Even if the projects the person has done in the past were in a vertical you know nothing about with technologies you know nothing about, you can still ask about pain points, lessons learned, overcoming obstacles, dealing with the pre-release crunch, etc. etc. that will quickly uncover whether the candidate was a contributing member of the team or just someone along for the ride.

But you might want to spend half a day on Google to learn the basics of Ruby, especially if your RoR team is growing. Do it on a weekend if you're swamped during the day. YOU are the ultimate beneficiary of this extra effort.

  • +1. I was going to suggest the same thing, the poster has to learn some Ruby at some point. If having the wool pulled over your eyes at the interview stage is an issue then it will be at a later stage (during a code review or when a weird bug comes up and everyone is on holiday or ill) Jul 31, 2011 at 21:24

There are very few, if not zero, developers with Ruby as their only language. Almost everyone is at least conversational, if not fluent, in a C#/C++/Java type language, especially if they have a college degree.

Therefore, I would choose a language you have in common, state the idiomatic way to solve a common task in that language (like performing a simple database query and displaying the results), tell them you know very little about Ruby on Rails, and ask them to briefly teach you the idiomatic way to accomplish that task in Ruby.

If you both are experienced as you each claim, the candidate will be able to explain the differences in a way you can understand. After all, a significant part of his job description will likely be explaining issues to people who don't know the language, so it's a test of that communication ability as well.


I just had to do this the other day, interviewing for a .NET position where the candidate was familiar with Java. I focused on general object oriented programming principles, design patterns, and software development concepts, versus language-specific questions. I know enough Java to get me in trouble, so I did ask a few light Java questions to at least make sure he knew more than I did about it.

I was a bit worried going into the interview that we wouldn't be able to talk about anything, but it actually went quite smoothly. There is a lot of underpinnings to the software development craft that don't have anything to do with language syntax or platforms.


In order of descending priority, this is what I'd ask:

  1. Non-trivial commits to a popular project. You're in. Fill in your salary at the dotted line and sign here.
  2. Commits to lots of different projects. Sweet. What do they do?
  3. At least one private project. Alright, cool. What does it do? How many users/forks are we talking?
  4. Good references from a relevant job. So you got along with your boss. Can you show us some code? No? Are you aware that 50% of developers are below average, and that their (non-programmer) boss doesn't know the meaning of "technical debt?"
  5. Good Q&A profile. So you know how to write "DRY" on command. Where's the code?
  6. Good credentials*. What, you haven't used [language] yet? Alright, convince us you're a fast learner, and can take criticism. Do you have something cool in another language?

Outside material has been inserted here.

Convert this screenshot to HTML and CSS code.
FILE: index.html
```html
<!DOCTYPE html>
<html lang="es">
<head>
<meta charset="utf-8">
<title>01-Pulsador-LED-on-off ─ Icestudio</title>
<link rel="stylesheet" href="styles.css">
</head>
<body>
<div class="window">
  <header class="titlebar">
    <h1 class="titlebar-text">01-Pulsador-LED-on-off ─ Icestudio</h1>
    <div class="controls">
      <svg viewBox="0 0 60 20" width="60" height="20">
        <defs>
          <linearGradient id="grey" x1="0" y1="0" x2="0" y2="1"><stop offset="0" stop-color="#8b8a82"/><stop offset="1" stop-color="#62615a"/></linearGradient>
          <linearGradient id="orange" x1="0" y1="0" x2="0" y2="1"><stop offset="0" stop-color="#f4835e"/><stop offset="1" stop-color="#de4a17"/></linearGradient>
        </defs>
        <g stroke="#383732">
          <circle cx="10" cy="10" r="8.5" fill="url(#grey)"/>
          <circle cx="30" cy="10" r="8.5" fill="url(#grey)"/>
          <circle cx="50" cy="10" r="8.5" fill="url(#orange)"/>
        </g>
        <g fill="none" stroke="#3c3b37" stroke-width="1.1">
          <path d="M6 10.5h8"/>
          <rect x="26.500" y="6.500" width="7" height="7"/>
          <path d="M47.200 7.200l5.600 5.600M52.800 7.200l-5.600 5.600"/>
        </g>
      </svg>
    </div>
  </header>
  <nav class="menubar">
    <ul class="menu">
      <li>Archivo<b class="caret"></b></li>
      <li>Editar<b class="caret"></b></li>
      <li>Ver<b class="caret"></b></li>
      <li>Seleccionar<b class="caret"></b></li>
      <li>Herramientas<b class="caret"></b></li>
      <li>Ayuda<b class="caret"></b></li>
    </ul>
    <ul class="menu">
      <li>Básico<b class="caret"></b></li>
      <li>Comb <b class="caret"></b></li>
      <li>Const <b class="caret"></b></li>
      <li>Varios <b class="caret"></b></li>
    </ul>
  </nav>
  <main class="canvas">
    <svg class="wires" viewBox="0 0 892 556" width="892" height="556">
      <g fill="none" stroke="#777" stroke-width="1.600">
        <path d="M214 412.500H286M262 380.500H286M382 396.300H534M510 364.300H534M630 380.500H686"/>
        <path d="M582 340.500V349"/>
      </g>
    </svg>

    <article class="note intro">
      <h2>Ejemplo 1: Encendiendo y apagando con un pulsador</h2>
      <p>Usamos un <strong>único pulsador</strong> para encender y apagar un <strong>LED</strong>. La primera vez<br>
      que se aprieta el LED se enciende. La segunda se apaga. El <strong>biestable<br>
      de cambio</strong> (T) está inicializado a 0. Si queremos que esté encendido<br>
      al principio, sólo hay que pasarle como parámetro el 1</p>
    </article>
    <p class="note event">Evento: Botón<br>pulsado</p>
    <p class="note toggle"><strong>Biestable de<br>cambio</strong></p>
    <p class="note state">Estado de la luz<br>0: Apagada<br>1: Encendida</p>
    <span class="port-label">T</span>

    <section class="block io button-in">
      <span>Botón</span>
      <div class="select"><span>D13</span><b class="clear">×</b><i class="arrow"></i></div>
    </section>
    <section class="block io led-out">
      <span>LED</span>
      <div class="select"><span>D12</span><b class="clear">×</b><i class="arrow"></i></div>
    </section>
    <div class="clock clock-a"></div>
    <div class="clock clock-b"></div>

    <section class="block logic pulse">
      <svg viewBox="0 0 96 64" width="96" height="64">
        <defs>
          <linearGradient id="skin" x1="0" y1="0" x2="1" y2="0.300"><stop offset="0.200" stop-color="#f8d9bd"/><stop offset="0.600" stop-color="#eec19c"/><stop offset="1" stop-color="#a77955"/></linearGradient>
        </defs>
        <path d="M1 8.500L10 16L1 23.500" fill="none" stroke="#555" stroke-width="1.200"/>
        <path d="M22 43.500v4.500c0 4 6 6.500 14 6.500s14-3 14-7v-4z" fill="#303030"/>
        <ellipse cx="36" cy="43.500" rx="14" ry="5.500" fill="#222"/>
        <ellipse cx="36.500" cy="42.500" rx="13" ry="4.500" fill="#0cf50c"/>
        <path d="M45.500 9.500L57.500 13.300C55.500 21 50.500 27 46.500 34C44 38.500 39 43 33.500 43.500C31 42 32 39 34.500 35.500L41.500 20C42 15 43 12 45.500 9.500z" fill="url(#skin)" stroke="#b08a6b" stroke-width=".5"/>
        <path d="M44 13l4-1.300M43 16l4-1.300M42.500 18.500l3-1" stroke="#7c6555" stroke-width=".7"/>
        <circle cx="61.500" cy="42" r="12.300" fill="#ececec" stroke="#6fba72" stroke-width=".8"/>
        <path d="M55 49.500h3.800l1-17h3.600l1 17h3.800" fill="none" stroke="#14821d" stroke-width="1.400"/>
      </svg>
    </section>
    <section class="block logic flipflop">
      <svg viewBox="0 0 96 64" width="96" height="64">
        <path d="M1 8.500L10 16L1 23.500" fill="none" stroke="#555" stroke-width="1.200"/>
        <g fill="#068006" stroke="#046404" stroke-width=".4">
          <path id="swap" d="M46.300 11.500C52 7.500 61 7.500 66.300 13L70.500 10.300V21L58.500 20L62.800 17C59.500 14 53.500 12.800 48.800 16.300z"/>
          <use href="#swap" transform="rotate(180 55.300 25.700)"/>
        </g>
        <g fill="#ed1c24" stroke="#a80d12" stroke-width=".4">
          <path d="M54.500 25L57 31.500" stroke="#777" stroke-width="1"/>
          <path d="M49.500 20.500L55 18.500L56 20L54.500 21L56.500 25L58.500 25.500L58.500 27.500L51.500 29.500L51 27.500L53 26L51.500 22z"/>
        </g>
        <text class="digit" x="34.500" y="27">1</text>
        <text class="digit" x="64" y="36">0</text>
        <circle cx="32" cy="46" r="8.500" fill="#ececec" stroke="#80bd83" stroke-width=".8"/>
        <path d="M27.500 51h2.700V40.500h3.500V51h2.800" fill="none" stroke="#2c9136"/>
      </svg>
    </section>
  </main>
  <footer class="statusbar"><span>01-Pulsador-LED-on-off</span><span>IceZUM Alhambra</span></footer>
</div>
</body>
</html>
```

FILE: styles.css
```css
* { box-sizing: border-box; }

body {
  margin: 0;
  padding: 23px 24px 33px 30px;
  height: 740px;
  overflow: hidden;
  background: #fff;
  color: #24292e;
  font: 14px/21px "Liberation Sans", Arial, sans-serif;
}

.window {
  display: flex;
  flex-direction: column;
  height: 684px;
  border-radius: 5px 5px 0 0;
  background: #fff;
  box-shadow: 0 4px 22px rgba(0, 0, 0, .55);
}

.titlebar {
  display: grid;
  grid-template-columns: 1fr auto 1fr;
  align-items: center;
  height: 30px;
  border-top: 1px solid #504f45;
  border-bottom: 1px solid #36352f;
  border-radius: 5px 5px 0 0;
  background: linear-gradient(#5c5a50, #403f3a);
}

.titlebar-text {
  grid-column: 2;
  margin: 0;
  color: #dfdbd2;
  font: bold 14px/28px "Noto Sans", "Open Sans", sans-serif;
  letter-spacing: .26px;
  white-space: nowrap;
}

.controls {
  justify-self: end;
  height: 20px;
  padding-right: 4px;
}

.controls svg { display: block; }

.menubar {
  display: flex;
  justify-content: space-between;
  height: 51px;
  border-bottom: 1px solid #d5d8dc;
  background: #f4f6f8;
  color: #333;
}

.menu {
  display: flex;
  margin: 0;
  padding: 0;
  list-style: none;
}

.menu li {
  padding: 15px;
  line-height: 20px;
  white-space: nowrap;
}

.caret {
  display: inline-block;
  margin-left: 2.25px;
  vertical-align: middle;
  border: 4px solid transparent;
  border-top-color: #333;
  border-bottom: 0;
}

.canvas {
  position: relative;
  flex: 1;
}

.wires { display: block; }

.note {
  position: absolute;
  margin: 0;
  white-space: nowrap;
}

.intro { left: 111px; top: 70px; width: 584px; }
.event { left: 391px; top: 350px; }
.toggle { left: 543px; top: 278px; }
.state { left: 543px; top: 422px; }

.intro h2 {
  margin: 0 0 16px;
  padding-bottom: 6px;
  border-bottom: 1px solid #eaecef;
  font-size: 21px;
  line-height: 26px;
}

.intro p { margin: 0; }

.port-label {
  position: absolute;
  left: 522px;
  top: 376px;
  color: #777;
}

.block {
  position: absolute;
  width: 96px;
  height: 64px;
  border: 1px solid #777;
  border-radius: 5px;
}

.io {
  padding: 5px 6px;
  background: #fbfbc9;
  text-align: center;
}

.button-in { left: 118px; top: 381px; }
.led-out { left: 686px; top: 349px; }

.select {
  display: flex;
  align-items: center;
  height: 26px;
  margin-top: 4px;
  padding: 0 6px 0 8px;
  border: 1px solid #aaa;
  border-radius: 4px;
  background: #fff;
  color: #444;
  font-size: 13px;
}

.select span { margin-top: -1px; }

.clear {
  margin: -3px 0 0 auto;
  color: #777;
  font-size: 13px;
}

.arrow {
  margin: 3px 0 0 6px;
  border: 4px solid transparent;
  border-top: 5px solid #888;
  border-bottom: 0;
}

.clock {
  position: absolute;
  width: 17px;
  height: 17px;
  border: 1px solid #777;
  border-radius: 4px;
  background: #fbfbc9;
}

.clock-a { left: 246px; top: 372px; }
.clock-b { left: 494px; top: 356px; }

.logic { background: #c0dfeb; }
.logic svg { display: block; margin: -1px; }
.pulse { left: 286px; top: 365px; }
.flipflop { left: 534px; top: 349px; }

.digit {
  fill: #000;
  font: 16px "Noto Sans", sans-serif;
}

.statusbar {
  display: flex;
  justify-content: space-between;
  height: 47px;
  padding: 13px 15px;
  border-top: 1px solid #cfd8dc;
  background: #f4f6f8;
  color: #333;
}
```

* Disclaimer: I do have a degree, but it took some time to figure out just how clueless I was. Did I say "was"?

  • 2
    Technically 50% of developers are below the median. Jul 28, 2011 at 14:35
  • Only if it's a countable scale. That is, if two developers can be at the exact same level. I don't know about you...
    – l0b0
    Jul 28, 2011 at 21:42

My opinion is good code is somewhat universal. Have him show you some things he's programmed, see how well they run, and then look at his code. Even if you're unfamiliar with the language, you can usually get an idea of what type of programmer he is by looking at his code.

More importantly though, actually have him write code in the interview. It can be something rather simple that only takes 20-30 minutes. If you're hiring someone for a job for years to come, he should be able to at least give you 30 minutes to assess if he can do the job. I'm amazed at how many people hire programmers without even testing if they can really program.

If they've got some impressive looking past projects with nice looking code, and if they can whip out a nice, simple little test program with well organized code, than you can get a pretty good feeling about their ability.